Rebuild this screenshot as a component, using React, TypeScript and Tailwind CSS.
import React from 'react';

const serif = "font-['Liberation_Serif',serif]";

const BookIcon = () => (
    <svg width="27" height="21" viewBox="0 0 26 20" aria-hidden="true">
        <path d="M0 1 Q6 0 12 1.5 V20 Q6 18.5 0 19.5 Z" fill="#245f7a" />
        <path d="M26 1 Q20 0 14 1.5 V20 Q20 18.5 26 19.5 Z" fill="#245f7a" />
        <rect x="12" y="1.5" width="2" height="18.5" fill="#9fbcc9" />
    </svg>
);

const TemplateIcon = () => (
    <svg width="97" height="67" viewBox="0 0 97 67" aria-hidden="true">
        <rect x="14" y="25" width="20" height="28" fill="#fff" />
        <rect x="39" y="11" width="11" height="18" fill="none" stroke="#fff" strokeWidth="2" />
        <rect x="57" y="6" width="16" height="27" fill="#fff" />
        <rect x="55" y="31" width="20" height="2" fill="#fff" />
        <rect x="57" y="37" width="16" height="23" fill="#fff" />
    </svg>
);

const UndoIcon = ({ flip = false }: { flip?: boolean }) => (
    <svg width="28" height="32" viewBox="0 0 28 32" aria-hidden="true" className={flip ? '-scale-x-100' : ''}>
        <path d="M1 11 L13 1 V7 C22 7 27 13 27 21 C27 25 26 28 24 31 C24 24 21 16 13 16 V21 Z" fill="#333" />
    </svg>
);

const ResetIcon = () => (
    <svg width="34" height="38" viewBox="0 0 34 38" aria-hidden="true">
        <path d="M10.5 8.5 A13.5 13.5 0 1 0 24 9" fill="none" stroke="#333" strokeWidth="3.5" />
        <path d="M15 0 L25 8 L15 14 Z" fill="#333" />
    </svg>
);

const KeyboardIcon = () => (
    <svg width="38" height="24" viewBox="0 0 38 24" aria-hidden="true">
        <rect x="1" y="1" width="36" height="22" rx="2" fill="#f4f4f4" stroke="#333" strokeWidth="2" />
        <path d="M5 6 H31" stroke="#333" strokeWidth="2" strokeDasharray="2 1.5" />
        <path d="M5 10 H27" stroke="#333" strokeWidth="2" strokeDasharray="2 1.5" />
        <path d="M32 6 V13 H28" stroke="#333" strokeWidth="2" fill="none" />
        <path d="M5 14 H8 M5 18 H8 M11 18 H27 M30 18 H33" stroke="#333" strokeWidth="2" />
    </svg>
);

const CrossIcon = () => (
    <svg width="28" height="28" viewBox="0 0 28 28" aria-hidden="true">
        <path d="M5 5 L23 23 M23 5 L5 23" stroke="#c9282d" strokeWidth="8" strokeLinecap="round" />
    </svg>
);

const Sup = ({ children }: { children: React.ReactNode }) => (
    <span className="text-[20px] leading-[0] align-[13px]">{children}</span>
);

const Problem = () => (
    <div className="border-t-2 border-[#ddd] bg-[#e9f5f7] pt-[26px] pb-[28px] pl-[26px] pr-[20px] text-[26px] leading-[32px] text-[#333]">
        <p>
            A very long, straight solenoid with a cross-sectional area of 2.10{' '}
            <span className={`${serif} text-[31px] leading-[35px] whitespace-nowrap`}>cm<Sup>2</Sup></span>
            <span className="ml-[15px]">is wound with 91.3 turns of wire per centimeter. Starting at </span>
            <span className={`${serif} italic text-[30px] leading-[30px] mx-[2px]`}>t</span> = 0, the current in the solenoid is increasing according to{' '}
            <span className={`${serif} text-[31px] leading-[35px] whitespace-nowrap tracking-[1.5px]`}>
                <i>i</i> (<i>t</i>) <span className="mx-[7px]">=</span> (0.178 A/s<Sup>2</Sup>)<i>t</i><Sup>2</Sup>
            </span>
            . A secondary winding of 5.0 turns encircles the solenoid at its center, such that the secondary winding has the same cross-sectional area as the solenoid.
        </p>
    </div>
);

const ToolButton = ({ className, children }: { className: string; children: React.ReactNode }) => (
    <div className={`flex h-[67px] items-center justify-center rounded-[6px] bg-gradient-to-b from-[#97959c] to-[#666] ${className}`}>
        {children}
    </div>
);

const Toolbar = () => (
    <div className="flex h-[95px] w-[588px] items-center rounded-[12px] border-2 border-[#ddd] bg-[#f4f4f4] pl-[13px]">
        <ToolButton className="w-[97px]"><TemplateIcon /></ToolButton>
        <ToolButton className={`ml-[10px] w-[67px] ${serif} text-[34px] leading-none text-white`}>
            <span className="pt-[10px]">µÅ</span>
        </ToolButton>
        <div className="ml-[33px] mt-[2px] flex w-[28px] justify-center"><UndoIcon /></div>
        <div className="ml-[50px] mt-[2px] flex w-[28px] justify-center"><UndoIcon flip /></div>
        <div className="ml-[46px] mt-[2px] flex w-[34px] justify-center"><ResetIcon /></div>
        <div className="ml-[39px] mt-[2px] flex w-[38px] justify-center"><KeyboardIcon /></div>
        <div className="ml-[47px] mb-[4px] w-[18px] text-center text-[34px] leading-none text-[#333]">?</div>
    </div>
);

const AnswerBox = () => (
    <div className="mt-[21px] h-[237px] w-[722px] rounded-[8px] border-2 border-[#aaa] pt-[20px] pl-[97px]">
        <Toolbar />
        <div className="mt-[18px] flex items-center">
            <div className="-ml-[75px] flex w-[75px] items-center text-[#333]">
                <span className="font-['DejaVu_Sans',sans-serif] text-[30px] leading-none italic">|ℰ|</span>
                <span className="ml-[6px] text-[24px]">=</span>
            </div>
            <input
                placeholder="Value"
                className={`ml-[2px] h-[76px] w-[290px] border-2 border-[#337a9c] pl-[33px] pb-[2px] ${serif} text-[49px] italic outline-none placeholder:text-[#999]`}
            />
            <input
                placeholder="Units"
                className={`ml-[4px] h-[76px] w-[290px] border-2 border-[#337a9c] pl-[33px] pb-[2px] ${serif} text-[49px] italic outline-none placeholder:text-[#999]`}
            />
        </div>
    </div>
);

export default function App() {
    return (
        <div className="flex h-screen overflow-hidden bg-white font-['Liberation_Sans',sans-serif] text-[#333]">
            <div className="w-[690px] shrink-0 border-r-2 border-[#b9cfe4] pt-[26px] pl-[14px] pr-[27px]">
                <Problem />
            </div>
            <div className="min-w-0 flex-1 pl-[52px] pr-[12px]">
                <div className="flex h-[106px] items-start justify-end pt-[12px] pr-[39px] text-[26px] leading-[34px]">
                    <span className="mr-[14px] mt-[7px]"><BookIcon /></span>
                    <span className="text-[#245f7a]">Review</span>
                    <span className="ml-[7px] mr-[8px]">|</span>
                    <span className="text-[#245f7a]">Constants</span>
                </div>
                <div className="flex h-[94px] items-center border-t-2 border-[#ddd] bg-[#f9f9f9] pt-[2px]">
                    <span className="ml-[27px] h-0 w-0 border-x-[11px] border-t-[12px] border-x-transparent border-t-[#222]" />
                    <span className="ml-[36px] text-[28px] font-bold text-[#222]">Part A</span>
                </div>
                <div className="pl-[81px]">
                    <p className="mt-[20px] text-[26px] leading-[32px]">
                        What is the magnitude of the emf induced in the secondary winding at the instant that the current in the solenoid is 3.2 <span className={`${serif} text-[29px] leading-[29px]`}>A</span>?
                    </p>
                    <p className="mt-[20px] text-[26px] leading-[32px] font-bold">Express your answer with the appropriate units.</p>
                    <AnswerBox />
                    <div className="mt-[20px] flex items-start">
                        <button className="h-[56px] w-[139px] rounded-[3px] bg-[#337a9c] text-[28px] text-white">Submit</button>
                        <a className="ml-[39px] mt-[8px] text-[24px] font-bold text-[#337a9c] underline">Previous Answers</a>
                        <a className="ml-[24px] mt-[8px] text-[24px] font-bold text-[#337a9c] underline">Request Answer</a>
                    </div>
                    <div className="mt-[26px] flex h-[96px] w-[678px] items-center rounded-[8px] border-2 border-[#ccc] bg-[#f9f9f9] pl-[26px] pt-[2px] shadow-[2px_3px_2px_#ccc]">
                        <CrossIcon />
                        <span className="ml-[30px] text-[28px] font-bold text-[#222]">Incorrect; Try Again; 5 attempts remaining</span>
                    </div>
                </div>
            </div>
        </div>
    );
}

▶ **Written instruction**
Go over the data above and copy every line that has the word "React" in it.

▶ **Correct output**
Rebuild this screenshot as a component, using React, TypeScript and Tailwind CSS.
import React from 'react';
const Sup = ({ children }: { children: React.ReactNode }) => (
const ToolButton = ({ className, children }: { className: string; children: React.ReactNode }) => (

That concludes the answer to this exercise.